Joint Distribution, Geometric Distribution

Question

Let X and Y be IID Geom(p) (independent and identically distributed geometric probability) and $N=X+Y$. Find the joint PMF (probability mass function) of $X,Y,N$.

I know the solution to this but I could not come up with it myself, and even after looking the solution up im not sure my reasoning is right.....

So the solution is $$f(x,y,n)=f(N=x+y |X=x, Y=y) =1$$ therefore $$f(x,y,n)=f(x,y)= pq^x *pq^y = p^2 * q^n$$

My reasoning for this is that if I Conidtion on x, y... they are true so if x and y are true than $n = x+y$ has to be true with $p=1$.

I know my explanation may sound stupid, i just started with probability after a i haven’t done any math for years.

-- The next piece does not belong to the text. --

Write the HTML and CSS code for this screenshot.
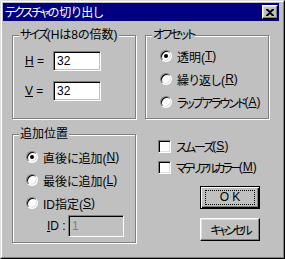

I've also tried to reason mathematically but didn’t come very far... $$ f_x(x)=pq^{x-1}\\ f_y(y)=pq^{y-1} $$ $f_n(n=X+Y)$ should be neg. Binomial $Nbin(2,p)$? $\binom{n+1}{1}p^2q^n$

That is not very conclusive, and in particular, why is there a $q^x$ and not $x-1$? There is so much i don’t get and unfortunately my books don’t help, So many thanks for taking the time and reading this

Answer 1

Suppose that $X,Y \sim Geometric(p) $

The joint pdf of two random variables is

$$f_{X,Y}(x,y) = f_{X}(x) f_{Y}(y) $$

Now the probability mass function the geometric random variable is given by

$$ p(k) = P(X=k) = (1-p)^{k-1} p $$

then we have

$$ f_{X,Y}(x,y) = ((1-p)^{x-1}p)(1-p)^{y-1}p $$ $$ f_{X,Y}(x,y) = (1-p)^{x+y-2}p^{2} $$

Then we have

$$N= X+Y \sim NegBin(2,p) $$

The probability mass function for the negative binomial given by

$$ X\sim NegBin(r;p) $$

$$f(k;r,p) = Pr(X=k) = \binom{k+r-1}{k} p^{k}(1-p)^{r} $$ In the geometric distribution we had our mass function $$ Pr(X=k) = (1-p)^{k-1}p $$ then our number of failures are $$x+y-2 $$ $$ N = \binom{x+y-2+2-1}{x+y-2}p^{x+y-2}(1-p)^{2} $$ $$ N = \binom{x+y-1}{x+y-2}p^{x+y-2}(1-p)^{2} $$

Then we have

$$f_{N,XY}(n,xy) = f_{N}(n)f_{X,Y}(x,y) = \binom{x+y-1}{x+y-2} p^{x+y-2}(1-p)^{2} (1-p)^{x+y-2}p^{2} $$

Does this work?

Answer 2

1) Why is that $q^{x}$ but not $q^{x-1}$?

You need to look at the definition of the book that you use. Some books define $X\sim Geom(p)$ as the total number of steps include the success. While some books define as the number of failures only (do not count the success). In this solution, it seems your book uses the later definition. Thus the total steps will be x failures. Therefore:

$f_{X}=pq^{x}$ (x failures + 1 success)

$f_{Y}=pq^{y}$ (y failures + 1 success)

2)

You mistaken the probability of joint distribution of $(X,Y)$ with the distribution of N, the total steps.

The joint distribution of $(X,Y)$ tells the probability of one specific event $(X,Y)$ that satisfies $X + Y = N$:

$f_{X,Y}(x,y,n) = P(X=x,Y=n-x) = f_{X}(x)f_{Y}(n-x) $

$f_{X,Y}(x,y,n) = pq^{x}pq^{n-x} = p^{2}q^{n}$

While the distribution of N tells the probability of all events $(X,Y)$ that satisfy $X+Y=N$:

$f_{N}(n) = P(X+Y=N) = \sum_{x=0}^{n}P(X=x)P(Y=n-x) = \sum_{x:0}^{n} pq^{x}pq^{n-x} = (n+1)p^{2}q^{n}$

3) Another solution is to use Moment Generating Function. You can look it up.